- INFORMATION SHOWN
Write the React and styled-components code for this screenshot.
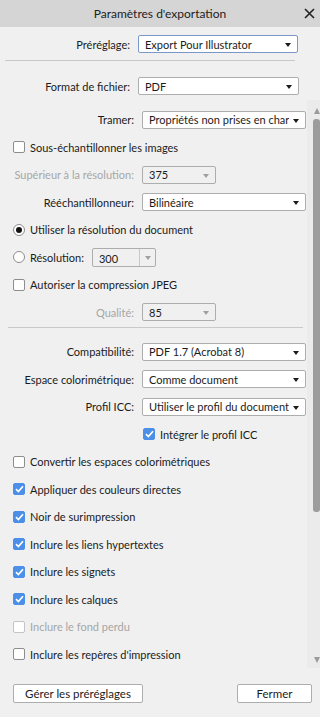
import React from 'react'
import styled, { createGlobalStyle } from 'styled-components'

const GlobalStyle = createGlobalStyle`
  html, body {
    margin: 0;
    padding: 0;
    background: #f0f0f0;
  }
  * { box-sizing: border-box; }
`

const Dialog = styled.div`
  width: 320px;
  height: 717px;
  display: flex;
  flex-direction: column;
  background: #f0f0f0;
  font-family: Lato, "Noto Sans", sans-serif;
  font-size: 11px;
  color: #1b1b1b;
  overflow: hidden;
`

const TitleBar = styled.div`
  height: 27px;
  flex: none;
  display: flex;
  align-items: center;
  justify-content: center;
  position: relative;
  background: #d5d5d5;
  font-size: 12px;
  color: #222;
`

const CloseButton = styled.div`
  position: absolute;
  right: 5px;
  top: 8px;
  width: 11px;
  height: 11px;
  display: flex;
`

const Top = styled.div`
  flex: none;
  display: flex;
  flex-direction: column;
  padding-top: 8px;
`

const Separator = styled.div`
  height: 1px;
  background: #c9c9c9;
  margin: ${p => p.$margin || '0'};
`

const FieldRow = styled.div`
  height: ${p => p.$h || 27.8}px;
  display: flex;
  align-items: center;
`

const Label = styled.div`
  width: ${p => p.$w || 142}px;
  padding-right: 8px;
  text-align: right;
  white-space: nowrap;
  flex: none;
  color: ${p => (p.$muted ? '#a6a6a6' : '#1b1b1b')};
`

const SelectBox = styled.div`
  width: ${p => p.$w}px;
  height: 18px;
  flex: none;
  display: flex;
  align-items: center;
  padding: 0 16px 0 6px;
  position: relative;
  border: 1px solid ${p => (p.$focus ? '#7b97c9' : '#adadad')};
  border-radius: 2px;
  background: ${p => (p.$disabled ? '#f0f0f0' : '#ffffff')};
`

const SelectText = styled.span`
  flex: 1;
  white-space: nowrap;
  overflow: hidden;
`

const Arrow = styled.span`
  position: absolute;
  right: 6px;
  top: 7px;
  width: 0;
  height: 0;
  border-left: 3.5px solid transparent;
  border-right: 3.5px solid transparent;
  border-top: 4px solid ${p => (p.$muted ? '#a0a0a0' : '#1b1b1b')};
`

const ComboBox = styled.div`
  width: 64px;
  height: 19px;
  margin-left: 3px;
  display: flex;
  border: 1px solid #adadad;
  border-radius: 2px;
  background: #f0f0f0;
`

const ComboValue = styled.div`
  flex: 1;
  display: flex;
  align-items: center;
  padding-left: 6px;
  padding-top: 2px;
`

const ComboButton = styled.div`
  width: 16px;
  border-left: 1px solid #c8c8c8;
  position: relative;
`

const ScrollArea = styled.div`
  flex: 1;
  display: flex;
  min-height: 0;
  margin-top: 5px;
`

const ScrollContent = styled.div`
  flex: 1;
  display: flex;
  flex-direction: column;
  padding-top: 6px;
  overflow: hidden;
`

const Track = styled.div`
  width: 13px;
  flex: none;
  display: flex;
  flex-direction: column;
  align-items: flex-end;
  background: #ebebeb;
  padding-top: 3px;
`

const TrackArrow = styled.div`
  height: 16px;
  width: 13px;
  display: flex;
  align-items: center;
  justify-content: center;
  padding-left: 6px;
`

const Tri = styled.span`
  width: 0;
  height: 0;
  border-left: 3.5px solid transparent;
  border-right: 3.5px solid transparent;
  ${p => (p.$up ? 'border-bottom: 6px solid #9b9b9b;' : 'border-top: 6px solid #9b9b9b;')}
`

const Thumb = styled.div`
  width: 7px;
  height: 393px;
  background: #9c9c9c;
  border-radius: 3px;
`

const Spacer = styled.div`
  flex: 1;
`

const CheckRow = styled.label`
  height: ${p => p.$h || 27.8}px;
  display: flex;
  align-items: center;
  gap: 5px;
  padding-left: ${p => p.$indent || 13}px;
  color: ${p => (p.$disabled ? '#a6a6a6' : '#1b1b1b')};
`

const Box = styled.span`
  width: 12px;
  height: 12px;
  flex: none;
  border-radius: 2px;
  display: flex;
  align-items: center;
  justify-content: center;
  border: 1px solid ${p => (p.$checked ? '#4b8fe8' : p.$disabled ? '#c4c4c4' : '#8d8d8d')};
  background: ${p => (p.$checked ? '#4b8fe8' : '#ffffff')};
`

const Radio = styled.span`
  width: 12px;
  height: 12px;
  flex: none;
  border-radius: 50%;
  border: 1px solid #8d8d8d;
  background: #fff;
  display: flex;
  align-items: center;
  justify-content: center;
  &::after {
    content: '';
    width: 6px;
    height: 6px;
    border-radius: 50%;
    background: ${p => (p.$checked ? '#111' : 'transparent')};
  }
`

const Footer = styled.div`
  height: 49px;
  flex: none;
  display: flex;
  align-items: center;
  justify-content: space-between;
  padding: 2px 8px 0 13px;
`

const Button = styled.div`
  height: 19px;
  width: ${p => p.$w}px;
  border: 1px solid #adadad;
  border-radius: 2px;
  background: #fff;
  display: flex;
  align-items: center;
  justify-content: center;
  font-size: 11.5px;
`

const Select = ({ value, w = 164, disabled, focus }) => (
  <SelectBox $w={w} $disabled={disabled} $focus={focus}>
    <SelectText>{value}</SelectText>
    <Arrow $muted={disabled} />
  </SelectBox>
)

const Check = ({ children, checked, disabled, indent }) => (
  <CheckRow $disabled={disabled} $indent={indent}>
    <Box $checked={checked} $disabled={disabled}>
      {checked && (
        <svg width="9" height="8" viewBox="0 0 9 8">
          <path d="M1 4.2 L3.4 6.6 L8 1.2" stroke="#fff" strokeWidth="1.7" fill="none" />
        </svg>
      )}
    </Box>
    {children}
  </CheckRow>
)

const App = () => (
  <Dialog>
    <GlobalStyle />
    <TitleBar>
      Paramètres d'exportation
      <CloseButton>
        <svg width="11" height="11" viewBox="0 0 11 11">
          <path d="M1 1 L10 10 M10 1 L1 10" stroke="#222" strokeWidth="1.6" />
        </svg>
      </CloseButton>
    </TitleBar>

    <Top>
      <FieldRow $h={18}>
        <Label $w={138}>Préréglage:</Label>
        <Select value="Export Pour Illustrator" w={160} focus />
      </FieldRow>
      <Separator $margin="7px 25px 0 5px" />
      <FieldRow $h={18} style={{ marginTop: 16 }}>
        <Label $w={138}>Format de fichier:</Label>
        <Select value="PDF" w={161} />
      </FieldRow>
    </Top>

    <ScrollArea>
      <ScrollContent>
        <FieldRow>
          <Label>Tramer:</Label>
          <Select value="Propriétés non prises en charge" />
        </FieldRow>
        <Check>Sous-échantillonner les images</Check>
        <FieldRow>
          <Label $muted>Supérieur à la résolution:</Label>
          <Select value="375" w={74} disabled />
        </FieldRow>
        <FieldRow>
          <Label>Rééchantillonneur:</Label>
          <Select value="Bilinéaire" />
        </FieldRow>
        <CheckRow>
          <Radio $checked />
          Utiliser la résolution du document
        </CheckRow>
        <CheckRow>
          <Radio />
          Résolution:
          <ComboBox>
            <ComboValue>300</ComboValue>
            <ComboButton>
              <Arrow $muted style={{ right: 4 }} />
            </ComboButton>
          </ComboBox>
        </CheckRow>
        <Check>Autoriser la compression JPEG</Check>
        <FieldRow>
          <Label $muted>Qualité:</Label>
          <Select value="85" w={74} disabled />
        </FieldRow>
        <Separator $margin="1px 4px 10px 8px" />
        <FieldRow>
          <Label>Compatibilité:</Label>
          <Select value="PDF 1.7 (Acrobat 8)" />
        </FieldRow>
        <FieldRow>
          <Label>Espace colorimétrique:</Label>
          <Select value="Comme document" />
        </FieldRow>
        <FieldRow>
          <Label>Profil ICC:</Label>
          <Select value="Utiliser le profil du document" />
        </FieldRow>
        <Check checked indent={143}>Intégrer le profil ICC</Check>
        <Check>Convertir les espaces colorimétriques</Check>
        <Check checked>Appliquer des couleurs directes</Check>
        <Check checked>Noir de surimpression</Check>
        <Check checked>Inclure les liens hypertextes</Check>
        <Check checked>Inclure les signets</Check>
        <Check checked>Inclure les calques</Check>
        <Check disabled>Inclure le fond perdu</Check>
        <Check>Inclure les repères d'impression</Check>
      </ScrollContent>
      <Track>
        <TrackArrow><Tri $up /></TrackArrow>
        <Thumb />
        <Spacer />
        <TrackArrow><Tri /></TrackArrow>
      </Track>
    </ScrollArea>

    <Footer>
      <Button $w={130}>Gérer les préréglages</Button>
      <Button $w={75}>Fermer</Button>
    </Footer>
  </Dialog>
)

export default App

- SET PROBLEM
Gather every line from the listing above in which "components" appears, and copy those lines.

- ANSWER TO THIS EXERCISE
Write the React and styled-components code for this screenshot.
import styled, { createGlobalStyle } from 'styled-components'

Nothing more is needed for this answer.